Collected material
(begin)

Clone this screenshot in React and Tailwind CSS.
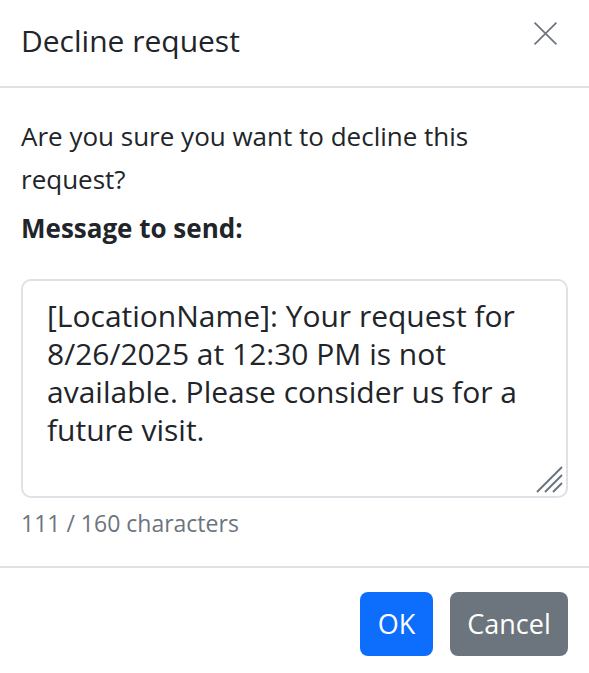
import React from "react";

export default function App() {
  const message =
    "[LocationName]: Your request for 8/26/2025 at 12:30 PM is not available. Please consider us for a future visit.";

  return (
    <div
      className="w-[589px] h-[673px] bg-white text-[#212529] flex flex-col"
      style={{ fontFamily: '"Open Sans", "Noto Sans", sans-serif' }}
    >
      {/* Header */}
      <div className="h-[88px] flex items-center justify-between pl-[21px] pr-[30px] border-b-2 border-[#dee2e6]">
        <h5 className="text-[30px] leading-none -mt-[4px]">Decline request</h5>
        <button className="w-[28px] h-[28px] flex items-center justify-center -mt-[20px]">
          <svg width="25" height="25" viewBox="0 0 16 16" fill="none" stroke="#6c757d" strokeWidth="1.1">
            <path d="M1 1 15 15M15 1 1 15" />
          </svg>
        </button>
      </div>

      {/* Body */}
      <div className="px-[21px] pt-[27px]">
        <p className="text-[26px] leading-[43px]">
          Are you sure you want to decline this request?
        </p>
        <p className="text-[26px] font-bold leading-[43px] mt-[6px]">Message to send:</p>
        <div className="relative mt-[29px] h-[219px] border-2 border-[#dee2e6] rounded-[10px] px-[24px] pt-[16px]">
          <textarea
            readOnly
            value={message}
            className="w-full h-full resize-none outline-none text-[30px] leading-[38px] bg-transparent"
          />
          <svg className="absolute right-[3px] bottom-[3px]" width="28" height="28" viewBox="0 0 28 28" stroke="#6c757d" strokeWidth="2">
            <path d="M27 2 2 27M27 10 10 27M27 18 18 27" />
          </svg>
        </div>
        <p className="text-[23px] text-[#6c757d] mt-[10px] leading-[30px]">111 / 160 characters</p>
      </div>

      {/* Footer */}
      <div className="mt-[28px] border-t-2 border-[#dee2e6] flex justify-end gap-[17px] pr-[21px] pt-[24px]">
        <button className="h-[64px] w-[73px] rounded-[8px] bg-[#0d6efd] text-white text-[27px]">OK</button>
        <button className="h-[64px] w-[118px] rounded-[8px] bg-[#6c757d] text-white text-[27px]">Cancel</button>
      </div>
    </div>
  );
}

(end)

Task directions
Return to the listing above and set it down exactly, leaving out its pictures.

Solution to this problem
Clone this screenshot in React and Tailwind CSS.
import React from "react";

export default function App() {
  const message =
    "[LocationName]: Your request for 8/26/2025 at 12:30 PM is not available. Please consider us for a future visit.";

  return (
    <div
      className="w-[589px] h-[673px] bg-white text-[#212529] flex flex-col"
      style={{ fontFamily: '"Open Sans", "Noto Sans", sans-serif' }}
    >
      {/* Header */}
      <div className="h-[88px] flex items-center justify-between pl-[21px] pr-[30px] border-b-2 border-[#dee2e6]">
        <h5 className="text-[30px] leading-none -mt-[4px]">Decline request</h5>
        <button className="w-[28px] h-[28px] flex items-center justify-center -mt-[20px]">
          <svg width="25" height="25" viewBox="0 0 16 16" fill="none" stroke="#6c757d" strokeWidth="1.1">
            <path d="M1 1 15 15M15 1 1 15" />
          </svg>
        </button>
      </div>

      {/* Body */}
      <div className="px-[21px] pt-[27px]">
        <p className="text-[26px] leading-[43px]">
          Are you sure you want to decline this request?
        </p>
        <p className="text-[26px] font-bold leading-[43px] mt-[6px]">Message to send:</p>
        <div className="relative mt-[29px] h-[219px] border-2 border-[#dee2e6] rounded-[10px] px-[24px] pt-[16px]">
          <textarea
            readOnly
            value={message}
            className="w-full h-full resize-none outline-none text-[30px] leading-[38px] bg-transparent"
          />
          <svg className="absolute right-[3px] bottom-[3px]" width="28" height="28" viewBox="0 0 28 28" stroke="#6c757d" strokeWidth="2">
            <path d="M27 2 2 27M27 10 10 27M27 18 18 27" />
          </svg>
        </div>
        <p className="text-[23px] text-[#6c757d] mt-[10px] leading-[30px]">111 / 160 characters</p>
      </div>

      {/* Footer */}
      <div className="mt-[28px] border-t-2 border-[#dee2e6] flex justify-end gap-[17px] pr-[21px] pt-[24px]">
        <button className="h-[64px] w-[73px] rounded-[8px] bg-[#0d6efd] text-white text-[27px]">OK</button>
        <button className="h-[64px] w-[118px] rounded-[8px] bg-[#6c757d] text-white text-[27px]">Cancel</button>
      </div>
    </div>
  );
}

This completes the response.